Il negoziato possibile che non si vuole

L’attuale ondata distruttiva (di una guerra che dura dal 1948) che il governo di Israele sta conducendo in Libano e a Gaza è volta, con il terrore, ad allontare il vero momento risolutivo: quello di negoziati che portino al ritiro dai territori conquistati con la guerra del 1967, cioè comprese le alture del Golan, da cui furono espulsi circa 200mila abitanti. In questo contesto vanno inclusi i terreni di Shaba che Israele ha continuato ad occupare anche dopo il suo ritiro dal Libano nel 2000.

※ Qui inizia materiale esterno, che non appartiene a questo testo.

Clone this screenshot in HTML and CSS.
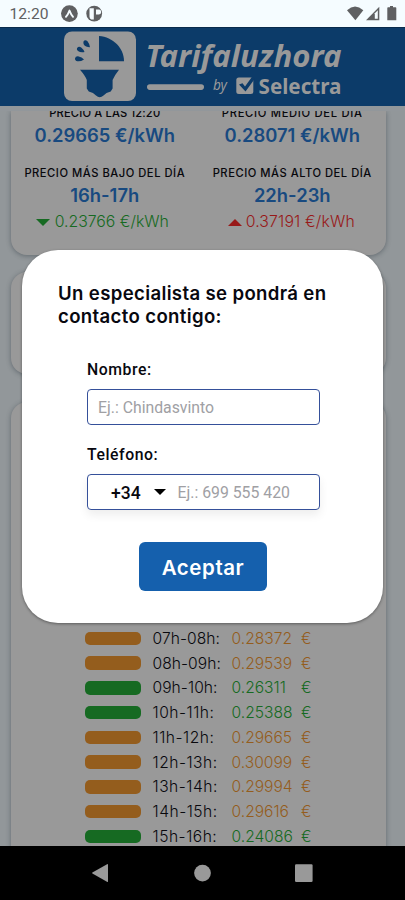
FILE: index.html
```
<!DOCTYPE html>
<html lang="es">
<head>
<meta charset="utf-8">
<title>Tarifaluzhora</title>
<link rel="stylesheet" href="styles.css">
</head>
<body>
<div class="phone">
  <div class="status">
    <svg width="405" height="27" viewBox="0 0 405 27">
      <text class="clock" x="9.5" y="19.3" textLength="39" lengthAdjust="spacingAndGlyphs">12:20</text>
      <circle cx="69.4" cy="13.6" r="8.4" fill="#5f6062"/>
      <path d="M66 16.8Q67.6 15.4 69.5 10.6Q71.4 15.4 73 16.8" fill="none" stroke="#f5fcff" stroke-width="1.9" stroke-linecap="round" stroke-linejoin="round"/>
      <circle cx="94.2" cy="13.6" r="7.9" fill="#5f6062"/>
      <path d="M89.5 8.2h4.3v11.3h-2.4q-1.9-.8-1.9-2.8zM96 9.4h3.2q2 .4 2 2.5T99 14.6h-3z" fill="#f5fcff"/>
      <path d="M347 10.2Q355 2.9 363.3 10.2L355.4 20.2z" fill="#5f6062"/>
      <path d="M379.3 6.8V20.2H366z" fill="#5f6062"/>
      <path d="M374.8 13.2l3-3v8.6h-3z" fill="#f5fcff"/>
      <path d="M390 6h3v1.3h2.5q.8 0 .8.8V20.2h-9V8.1q0-.8.8-.8h1.9z" fill="#5f6062"/>
    </svg>
  </div>
  <header class="header">
    <svg width="405" height="78" viewBox="0 28 405 78">
      <rect x="64" y="31.5" width="72" height="69.5" rx="8" fill="#999"/>
      <g fill="#0c3b69">
        <path d="M99 36C113 37 124 48 124 61.3H99z"/>
        <path d="M80 69.8H119Q114.5 75.5 112.6 80V88.5L110.7 91.4Q106 92.5 103.5 95.5Q99.7 98.8 96 95.5Q93.5 92.5 88.8 91.4L86.8 88.5V80Q85 75.5 80 69.8z"/>
        <path d="M83.5 41.5Q85 39 87.5 41.2Q89.8 44 90 47.3Q85.5 47 83.8 44.4Q83.1 43 83.5 41.5zM77 48.2Q78.6 45.8 81.2 47.5Q84 49.8 84.5 52.1Q80.5 52.9 78 51Q76.4 49.9 77 48.2zM75 58.6Q75.4 56 78 56.2Q82.2 57 84 59.5Q80.6 61.7 77.5 61.3Q74.8 60.9 75 58.6z"/>
      </g>
      <text class="brand" x="145.5" y="67" textLength="196" lengthAdjust="spacingAndGlyphs">Tarifaluzhora</text>
      <rect x="147" y="84.3" width="57" height="5.6" rx="2.8" fill="#999"/>
      <text class="by" x="213" y="90" textLength="14" lengthAdjust="spacingAndGlyphs">by</text>
      <rect x="236.3" y="77.5" width="17" height="16.5" rx="2.5" fill="#999"/>
      <path d="M239 84.5L242.5 83.2L245 86.5L251.5 77.5L255 78.5L245.5 91.5z" fill="#0c3b69"/>
      <text class="selectra" x="258.5" y="93.6" textLength="83" lengthAdjust="spacingAndGlyphs">Selectra</text>
    </svg>
  </header>
  <main class="content">
    <section class="card prices">
      <div class="cell now"><h3 class="label l1">PRECIO A LAS 12:20</h3><p class="value">0.29665 €/kWh</p></div>
      <div class="cell now"><h3 class="label l2">PRECIO MEDIO DEL DÍA</h3><p class="value">0.28071 €/kWh</p></div>
      <div class="cell"><h3 class="label l3">PRECIO MÁS BAJO DEL DÍA</h3><p class="value">16h-17h</p><p class="sub green"><i class="tri down"></i>0.23766 €/kWh</p></div>
      <div class="cell"><h3 class="label l4">PRECIO MÁS ALTO DEL DÍA</h3><p class="value">22h-23h</p><p class="sub red"><i class="tri up"></i>0.37191 €/kWh</p></div>
    </section>
    <section class="card middle"></section>
    <section class="card hours">
      <div class="row orange"><i class="bar"></i><span class="hour">07h-08h:</span><span class="price">0.28372</span><span>€</span></div>
      <div class="row orange"><i class="bar"></i><span class="hour">08h-09h:</span><span class="price">0.29539</span><span>€</span></div>
      <div class="row green"><i class="bar"></i><span class="hour">09h-10h:</span><span class="price">0.26311</span><span>€</span></div>
      <div class="row green"><i class="bar"></i><span class="hour wide">10h-11h:</span><span class="price">0.25388</span><span>€</span></div>
      <div class="row orange"><i class="bar"></i><span class="hour wide">11h-12h:</span><span class="price">0.29665</span><span>€</span></div>
      <div class="row orange"><i class="bar"></i><span class="hour wide">12h-13h:</span><span class="price">0.30099</span><span>€</span></div>
      <div class="row orange"><i class="bar"></i><span class="hour wide">13h-14h:</span><span class="price">0.29994</span><span>€</span></div>
      <div class="row orange"><i class="bar"></i><span class="hour wide">14h-15h:</span><span class="price">0.29616</span><span>€</span></div>
      <div class="row green"><i class="bar"></i><span class="hour wide">15h-16h:</span><span class="price">0.24086</span><span>€</span></div>
    </section>
  </main>
  <nav class="nav">
    <svg width="405" height="54" viewBox="0 846 405 54" fill="#999">
      <path d="M107.5 864Q108 864 108 864.6V881.6Q108 882.2 107.4 882L92.4 873.6Q91.8 873.1 92.4 872.6z"/>
      <circle cx="202.5" cy="873.1" r="8.4"/>
      <rect x="295" y="864.3" width="17.6" height="17.6" rx="1.2"/>
    </svg>
  </nav>
  <div class="modal">
    <h2 class="title">Un especialista se pondrá en contacto contigo:</h2>
    <div class="form">
      <label class="field">Nombre:</label>
      <div class="box"><span class="hint name">Ej.: Chindasvinto</span></div>
      <label class="field">Teléfono:</label>
      <div class="box phonebox"><span class="prefix">+34</span><i class="caret"></i><span class="hint tel">Ej.: 699 555 420</span></div>
    </div>
    <button class="accept">Aceptar</button>
  </div>
</div>
</body>
</html>
```
FILE: styles.css
```
* { box-sizing: border-box; margin: 0; padding: 0; }
body { background: #000; font-family: Inter, sans-serif; }
svg { display: block; }
.phone { position: relative; width: 405px; height: 900px; overflow: hidden; display: flex; flex-direction: column; }
.status { height: 27px; background: #f5fcff; flex: none; }
.clock { font: 15.5px Roboto, sans-serif; fill: #5f6062; }
.header { height: 79px; background: #0c3b69; flex: none; border-top: 1px solid #092b4c; }
.brand { font: italic bold 30.5px "Noto Sans", sans-serif; fill: #999; }
.by { font: italic 14px "Noto Sans", sans-serif; fill: #999; }
.selectra { font: bold 21.5px "Noto Sans", sans-serif; fill: #999; }
.content { width: 405px; height: 740px; border-top: 5px solid #92979b; background: #92979a; padding: 0 19px 0 11px; overflow: hidden; flex: none; }
.card { background: #999; border-radius: 16px; box-shadow: 0 1px 5px rgba(40, 50, 60, .45); }
.prices { height: 144px; border-radius: 0 0 16px 16px; display: grid; grid-template-columns: 187.5px 187.5px; grid-template-rows: 54px 90px; text-align: center; }
.now { margin-top: -5px; }
.label { font-weight: 500; font-size: 11.2px; line-height: 15px; color: #08080d; white-space: nowrap; }
.l1 { letter-spacing: .15px; }
.l2 { letter-spacing: .7px; }
.l3, .l4 { letter-spacing: .52px; }
.cell:not(.now) .label { padding-top: 1px; }
.value { color: #184a80; font-weight: 600; font-size: 18.4px; line-height: 24px; margin-top: 2px; }
.sub { font-weight: 300; font-size: 15.8px; line-height: 22px; margin-top: 4px; padding-right: 5px; display: flex; align-items: center; justify-content: center; gap: 5px; }
.sub.red { padding-right: 2px; letter-spacing: .15px; gap: 4px; }
.green { color: #166a22; }
.red { color: #981818; }
.orange { color: #945d1d; }
.tri { border: 7.5px solid transparent; }
.down { border-top-color: #166a22; border-bottom: 0; }
.up { border-bottom-color: #981818; border-top: 0; }
.middle { height: 102px; margin-top: 17px; }
.hours { height: 600px; margin-top: 27.5px; padding: 225px 0 0 74px; }
.row { height: 24.75px; display: grid; grid-template-columns: 67.5px 79px 69.5px auto; align-items: center; font-size: 15.6px; font-weight: 300; line-height: 20px; }
.bar { width: 56px; height: 13.5px; margin-top: -1px; border-radius: 5px; background: currentColor; }
.hour { color: #08080d; letter-spacing: .05px; }
.wide { letter-spacing: .5px; }
.nav { height: 54px; background: #000; flex: none; }
.modal { position: absolute; left: 22px; top: 250px; width: 361px; height: 373px; background: #fff; border-radius: 36px; padding: 32px 34px 0 36px; box-shadow: 0 1px 3px rgba(0, 0, 0, .4); }
.title { font-size: 18.6px; font-weight: 600; line-height: 23px; letter-spacing: .35px; color: #08080f; }
.form { width: 233px; margin: 32px 0 0 29px; }
.field { display: block; font: 500 15.8px/20px Roboto, sans-serif; letter-spacing: .55px; color: #08080f; height: 29px; }
.box { height: 36px; border: 1px solid #35509a; border-radius: 4px; background: #fff; display: flex; align-items: center; margin-bottom: 20px; padding-left: 10px; }
.hint { font: 15.8px/20px Roboto, sans-serif; color: #a0a0a4; white-space: nowrap; padding-top: 1px; }
.phonebox { box-shadow: 0 5px 10px rgba(0, 0, 0, .07); padding-left: 23px; }
.prefix { font: 500 17.5px/20px Roboto, sans-serif; color: #08080f; width: 43px; padding-top: 1px; }
.caret { border: 6px solid transparent; border-top-color: #000; border-bottom: 0; margin-right: 11.5px; }
.accept { display: block; width: 128px; height: 49px; margin: 32px 0 0 81px; border: 0; border-radius: 6px; background: #1560ad; color: #fff; font: 600 20.5px Inter, sans-serif; letter-spacing: .55px; padding-top: 1px; }
```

Questo è il vero punto di frizione. Vale la pena di notare però che anche nei momenti difficili esistono spiragli per negoziati, che vengono chiusi da chi non li vuole. Il 26 giugno Matthew Wagner ha scritto sul quotidiano filogovernativo israeliano Jerusalem Post che il servizio di sicurezza israeliano Shin Bet ha impedito un incontro tra due rappresentanti di livello assai alto di Hamas e due rabbini per negoziare l’eventuale liberazione del soldato Gilad Shalit in cambio della liberazione di detenuti palestinesi. L’incontro, durante il quale il rabbino Menachem Froman avrebbe dovuto annunciare un’ iniziativa di pace, sarebbe caduto proprio il giorno prima del già predisposto assalto a fuoco con i carri armati nella striscia di Gaza.
Analogamente sarebbero andate le cose per la vicenda dei due soldati catturati da Hezbollah. Sia Robert Fisk sull’Independent che i comunicati emessi dalle forze pacifiste israeliane fanno notare che nel recente spassato vi sono state varie trattative in materia di scambi di prigionieri, trattative concluse positivamente con la mediazione dei servizi segreti tedeschi.

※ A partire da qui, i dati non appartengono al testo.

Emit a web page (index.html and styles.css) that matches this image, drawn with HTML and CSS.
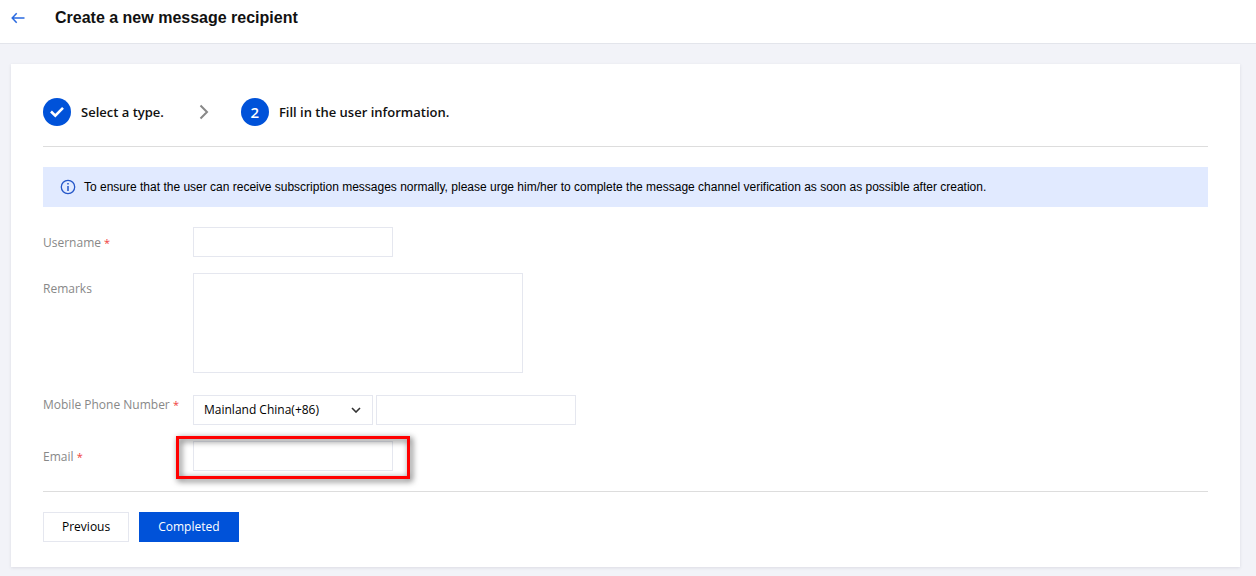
FILE: index.html
```
<!DOCTYPE html>
<html lang="en">
    <head>
        <meta charset="utf-8">
        <meta name="viewport" content="width=device-width, initial-scale=1">
        <title>Create a new message recipient</title>

        <link rel="stylesheet" href="styles.css">
    </head>
    <body>
        <header class="header">
            <a class="back" href="#" aria-label="Back">
                <svg width="14" height="12" viewBox="0 0 14 12" fill="none" stroke="currentColor" stroke-width="1.5">
                    <path d="M5.7 1.2L1.2 6l4.5 4.8M1.2 6H13.5"/>
                </svg>
            </a>
            <h1>Create a new message recipient</h1>
        </header>

        <main class="card">
            <ol class="steps">
                <li class="step">
                    <span class="step-num">
                        <svg width="16" height="12" viewBox="0 0 16 12" fill="none" stroke="currentColor" stroke-width="2.6">
                            <path d="M2 5.5l4.3 4.2L14 1.8"/>
                        </svg>
                    </span>
                    <span>Select a type.</span>
                    <svg class="step-arrow" width="10" height="16" viewBox="0 0 10 16" fill="none" stroke="currentColor" stroke-width="2">
                        <path d="M1.5 1.5L8 8l-6.5 6.5"/>
                    </svg>
                </li>
                <li class="step">
                    <span class="step-num">2</span>
                    <span>Fill in the user information.</span>
                </li>
            </ol>

            <div class="notice">
                <svg width="16" height="16" viewBox="0 0 16 16" fill="none" stroke="currentColor">
                    <circle cx="8" cy="8" r="6.7" stroke-width="1.3"/>
                    <path d="M8 4v1.6M8 7v5" stroke-width="1.5"/>
                </svg>
                <span>To ensure that the user can receive subscription messages normally, please urge him/her to complete the message channel verification as soon as possible after creation.</span>
            </div>

            <form>
                <div class="row">
                    <label for="username">Username <span class="required">*</span></label>
                    <input class="field" id="username" type="text">
                </div>
                <div class="row">
                    <label for="remarks">Remarks</label>
                    <textarea class="field remarks" id="remarks"></textarea>
                </div>
                <div class="row">
                    <label for="phone">Mobile Phone Number <span class="required">*</span></label>
                    <div class="phone-fields">
                        <div class="select">
                            <select class="field" aria-label="Country code">
                                <option>Mainland China(+86)</option>
                            </select>
                            <svg width="10" height="6" viewBox="0 0 10 6" fill="none" stroke="currentColor" stroke-width="1.6">
                                <path d="M1 1l4 4 4-4"/>
                            </svg>
                        </div>
                        <input class="field" id="phone" type="tel">
                    </div>
                </div>
                <div class="row">
                    <label for="email">Email <span class="required">*</span></label>
                    <div class="highlight">
                        <input class="field" id="email" type="email">
                    </div>
                </div>

                <div class="actions">
                    <button class="btn" type="button">Previous</button>
                    <button class="btn primary" type="submit">Completed</button>
                </div>
            </form>
        </main>
    </body>
</html>
```

FILE: styles.css
```
* {
    box-sizing: border-box;
}

body {
    margin: 0;
    background-color: #f2f3f8;
    color: #000;
    font: 12px/18px "Open Sans", sans-serif;
}

.header {
    display: flex;
    align-items: center;
    gap: 30px;
    padding: 9px 11px 16px;
    background-color: #fff;
    border-bottom: 1px solid #e3e5eb;
}

.back {
    display: flex;
    color: #2a6ae0;
}

h1 {
    margin: 0;
    color: #111;
    font: bold 16px/18px "Liberation Sans", Arial, sans-serif;
}

.card {
    margin: 20px 16px 9px 11px;
    padding: 34px 32px 25px;
    background-color: #fff;
    box-shadow: 0 1px 3px rgba(54, 58, 80, 0.12);
}

.steps {
    display: flex;
    margin: 0 0 20px;
    padding: 0 0 20px;
    border-bottom: 1px solid #ddd;
    color: #111;
    list-style: none;
    font-size: 13px;
    font-weight: 600;
}

.step {
    display: flex;
    align-items: center;
    gap: 10px;
}

.step-num {
    display: flex;
    align-items: center;
    justify-content: center;
    width: 28px;
    height: 28px;
    border-radius: 50%;
    background-color: #0052d9;
    color: #fff;
    font-size: 15px;
}

.step-arrow {
    margin: 0 32px 0 25px;
    color: #888;
}

.notice {
    display: flex;
    align-items: center;
    gap: 8px;
    margin-bottom: 20px;
    padding: 11px 17px;
    background-color: #e1eaff;
    font-family: "Liberation Sans", Arial, sans-serif;
}

.notice svg {
    flex: none;
    color: #2456c8;
}

.row {
    display: flex;
    align-items: flex-start;
    margin-bottom: 16px;
}

.row label {
    flex: none;
    width: 150px;
    margin-bottom: -2px;
    color: #888;
    line-height: 32px;
}

.required {
    color: #f04040;
    font-size: 11px;
}

.field {
    display: block;
    width: 200px;
    height: 30px;
    margin: 0;
    padding: 0 10px;
    border: 1px solid #e5e7ef;
    border-radius: 0;
    background-color: #fff;
    color: #000;
    font: inherit;
}

.remarks {
    width: 330px;
    height: 100px;
    padding: 6px 10px;
    resize: none;
}

.phone-fields {
    display: flex;
    gap: 3px;
    padding-top: 6px;
}

.select {
    position: relative;
}

.select .field {
    width: 180px;
    appearance: none;
}

.select svg {
    position: absolute;
    top: 12px;
    right: 12px;
    color: #333;
    pointer-events: none;
}

.highlight {
    position: relative;
}

/* callout frame over the email field */
.highlight::after {
    content: "";
    position: absolute;
    inset: -5px -17px -8px;
    border: 3px solid #f00;
    filter: drop-shadow(2px 2px 3px rgba(0, 0, 0, 0.7));
    pointer-events: none;
}

.actions {
    display: flex;
    gap: 10px;
    margin-top: 20px;
    padding-top: 20px;
    border-top: 1px solid #ddd;
}

.btn {
    height: 30px;
    padding: 0 18px;
    border: 1px solid #e5e7ef;
    background-color: #fff;
    color: #000;
    font: inherit;
}

.primary {
    border-color: #0052d9;
    background-color: #0052d9;
    color: #fff;
}
```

La vicenda del due soldati è stata quindi un’occasione per scatenare una nuova guerra in Libano mirata a installarvi, come ha notato il leader pacifista israeliano Uri Avnery, un governo fantoccio. Le radici questa escalation vanno dunque cercate essenzialmente nella decisione del governo Washington e di quello di Tel Aviv di non dialogare con il governo palestinese diretto da Hamas.

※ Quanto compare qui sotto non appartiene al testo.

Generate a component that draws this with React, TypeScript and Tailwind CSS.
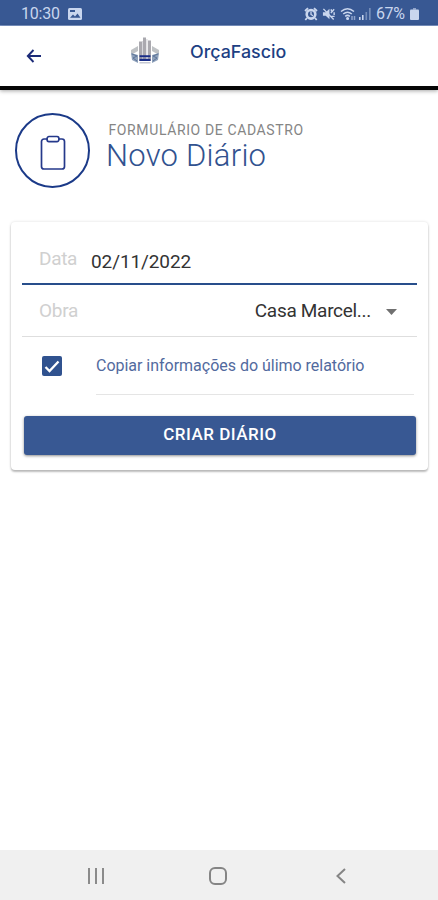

Contemporaneamente il ruolo degli Stati uniti nella vicenda sta emergendo in maniera sempre più esplicita. Shmuel Rosner, sul quotidiano Haaretz di ieri (31 luglio), osserva che l’assenza di un freno da parte degli Usa impedisce ad Israele di trovare delle scuse per il suo fallimento militare e di uscirsene in qualche modo. L’articolo si basa sulle conversazioni intercorse in questi giorni tra diplomatici americani e funzionari israeliani. Gli americani rimproverano ad Israele di aver mal calcolato le capacità di Hezbollah e di aver promesso una rapida vittoria che Washington continua ad esigere. La leadership militare israeliana, il cui status come inattaccabile élite sociale ed economica del paese dipende per intero dal rapporto con gli Usa, deve quindi produrre i risultati richiesti da Washington a tutti i costi, soprattutto a spese dei libanesi e dei palestinesi.
Il nuovo Medio Oriente di George Bush e Tony Blair implica inoltre una guerra con la Siria, in quanto il nuovo oleodotto voluto dagli Stati uniti di Bill Clinton, che attraverso la Georgia porta il petrolio dell’Azerbaigian a Ceyhan in Turchia, dovrebbe venire prolungato lungo le coste della Siria e del Libano fino al porto di Askhelon ove verrà collegato all’attuale oleodotto per Eilat. Da qui partiranno le esportazioni di greggio dirette verso l’Asia orientale. All’inaugurazione dell’oleodotto in Turchia, una settimana prima della guerra in Libano, era presente il ministro delle infrastrutture israeliano Ben Eliezer.
La Turchia, a spese dei curdi, ed Israele, a spese dei palestinesi, dei libanesi e della Siria, devono, come scrive giustamente Avnery, controllare completamente la zona per conto degli Stati uniti. Sotto le macerie, i pianti ed i lutti, riappare la vecchia storia del potere del capitale e dell’imperialismo.